**What to produce:** Write out the material exactly, with the pictures left out.

--- START ---

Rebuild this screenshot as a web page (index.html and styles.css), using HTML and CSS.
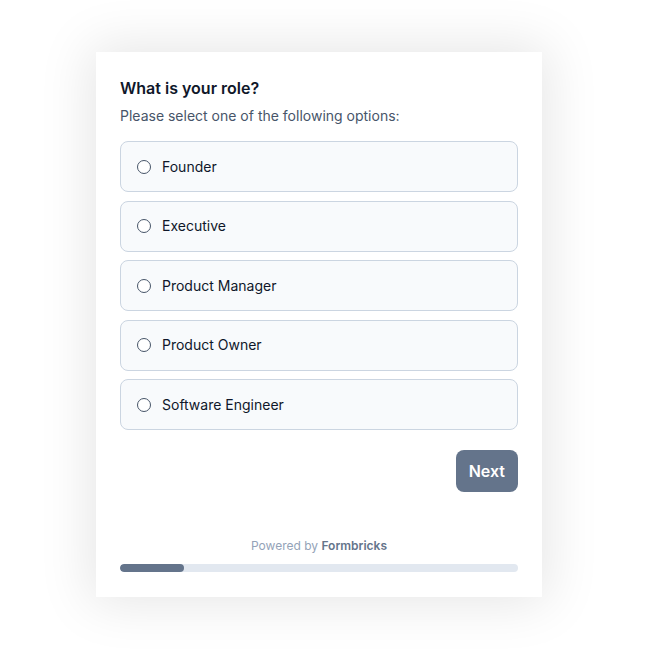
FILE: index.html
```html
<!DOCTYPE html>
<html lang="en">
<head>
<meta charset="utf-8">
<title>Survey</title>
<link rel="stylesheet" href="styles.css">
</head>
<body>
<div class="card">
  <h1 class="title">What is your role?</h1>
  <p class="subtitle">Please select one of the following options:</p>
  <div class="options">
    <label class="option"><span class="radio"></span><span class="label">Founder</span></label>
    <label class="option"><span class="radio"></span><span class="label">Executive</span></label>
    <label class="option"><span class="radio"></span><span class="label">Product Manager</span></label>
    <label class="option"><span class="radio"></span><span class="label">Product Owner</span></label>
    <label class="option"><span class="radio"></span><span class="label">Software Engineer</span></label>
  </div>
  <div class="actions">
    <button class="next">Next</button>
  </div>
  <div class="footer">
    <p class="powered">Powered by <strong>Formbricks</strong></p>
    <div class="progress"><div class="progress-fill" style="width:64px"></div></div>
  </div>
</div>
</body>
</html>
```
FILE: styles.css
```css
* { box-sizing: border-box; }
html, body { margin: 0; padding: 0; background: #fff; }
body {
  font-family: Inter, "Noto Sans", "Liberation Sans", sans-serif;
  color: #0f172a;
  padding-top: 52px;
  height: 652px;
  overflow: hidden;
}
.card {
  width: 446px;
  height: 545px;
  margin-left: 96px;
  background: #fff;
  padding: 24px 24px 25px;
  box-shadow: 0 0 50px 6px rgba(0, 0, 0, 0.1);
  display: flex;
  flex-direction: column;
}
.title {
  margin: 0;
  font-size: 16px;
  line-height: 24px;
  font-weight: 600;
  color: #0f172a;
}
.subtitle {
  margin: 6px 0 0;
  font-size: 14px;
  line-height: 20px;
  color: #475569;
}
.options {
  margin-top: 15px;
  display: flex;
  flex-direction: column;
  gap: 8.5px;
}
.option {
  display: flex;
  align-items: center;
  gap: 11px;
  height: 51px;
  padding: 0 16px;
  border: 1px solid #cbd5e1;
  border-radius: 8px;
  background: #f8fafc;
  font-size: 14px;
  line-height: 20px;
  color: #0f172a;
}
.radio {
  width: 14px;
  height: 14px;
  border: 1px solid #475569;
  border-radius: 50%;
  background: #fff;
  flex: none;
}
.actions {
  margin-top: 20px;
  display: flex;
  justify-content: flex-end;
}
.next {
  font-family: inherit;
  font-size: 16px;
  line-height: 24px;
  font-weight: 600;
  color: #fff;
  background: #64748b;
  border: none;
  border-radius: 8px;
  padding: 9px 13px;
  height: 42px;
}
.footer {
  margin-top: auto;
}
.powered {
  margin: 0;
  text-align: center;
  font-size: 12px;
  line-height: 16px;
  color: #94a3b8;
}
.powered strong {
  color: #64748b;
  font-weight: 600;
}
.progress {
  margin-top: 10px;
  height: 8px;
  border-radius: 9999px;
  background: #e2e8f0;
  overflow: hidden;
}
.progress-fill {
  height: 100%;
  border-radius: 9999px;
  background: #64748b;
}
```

--- END ---

**Answer to this problem:**
Rebuild this screenshot as a web page (index.html and styles.css), using HTML and CSS.
FILE: index.html
```html
<!DOCTYPE html>
<html lang="en">
<head>
<meta charset="utf-8">
<title>Survey</title>
<link rel="stylesheet" href="styles.css">
</head>
<body>
<div class="card">
  <h1 class="title">What is your role?</h1>
  <p class="subtitle">Please select one of the following options:</p>
  <div class="options">
    <label class="option"><span class="radio"></span><span class="label">Founder</span></label>
    <label class="option"><span class="radio"></span><span class="label">Executive</span></label>
    <label class="option"><span class="radio"></span><span class="label">Product Manager</span></label>
    <label class="option"><span class="radio"></span><span class="label">Product Owner</span></label>
    <label class="option"><span class="radio"></span><span class="label">Software Engineer</span></label>
  </div>
  <div class="actions">
    <button class="next">Next</button>
  </div>
  <div class="footer">
    <p class="powered">Powered by <strong>Formbricks</strong></p>
    <div class="progress"><div class="progress-fill" style="width:64px"></div></div>
  </div>
</div>
</body>
</html>
```
FILE: styles.css
```css
* { box-sizing: border-box; }
html, body { margin: 0; padding: 0; background: #fff; }
body {
  font-family: Inter, "Noto Sans", "Liberation Sans", sans-serif;
  color: #0f172a;
  padding-top: 52px;
  height: 652px;
  overflow: hidden;
}
.card {
  width: 446px;
  height: 545px;
  margin-left: 96px;
  background: #fff;
  padding: 24px 24px 25px;
  box-shadow: 0 0 50px 6px rgba(0, 0, 0, 0.1);
  display: flex;
  flex-direction: column;
}
.title {
  margin: 0;
  font-size: 16px;
  line-height: 24px;
  font-weight: 600;
  color: #0f172a;
}
.subtitle {
  margin: 6px 0 0;
  font-size: 14px;
  line-height: 20px;
  color: #475569;
}
.options {
  margin-top: 15px;
  display: flex;
  flex-direction: column;
  gap: 8.5px;
}
.option {
  display: flex;
  align-items: center;
  gap: 11px;
  height: 51px;
  padding: 0 16px;
  border: 1px solid #cbd5e1;
  border-radius: 8px;
  background: #f8fafc;
  font-size: 14px;
  line-height: 20px;
  color: #0f172a;
}
.radio {
  width: 14px;
  height: 14px;
  border: 1px solid #475569;
  border-radius: 50%;
  background: #fff;
  flex: none;
}
.actions {
  margin-top: 20px;
  display: flex;
  justify-content: flex-end;
}
.next {
  font-family: inherit;
  font-size: 16px;
  line-height: 24px;
  font-weight: 600;
  color: #fff;
  background: #64748b;
  border: none;
  border-radius: 8px;
  padding: 9px 13px;
  height: 42px;
}
.footer {
  margin-top: auto;
}
.powered {
  margin: 0;
  text-align: center;
  font-size: 12px;
  line-height: 16px;
  color: #94a3b8;
}
.powered strong {
  color: #64748b;
  font-weight: 600;
}
.progress {
  margin-top: 10px;
  height: 8px;
  border-radius: 9999px;
  background: #e2e8f0;
  overflow: hidden;
}
.progress-fill {
  height: 100%;
  border-radius: 9999px;
  background: #64748b;
}
```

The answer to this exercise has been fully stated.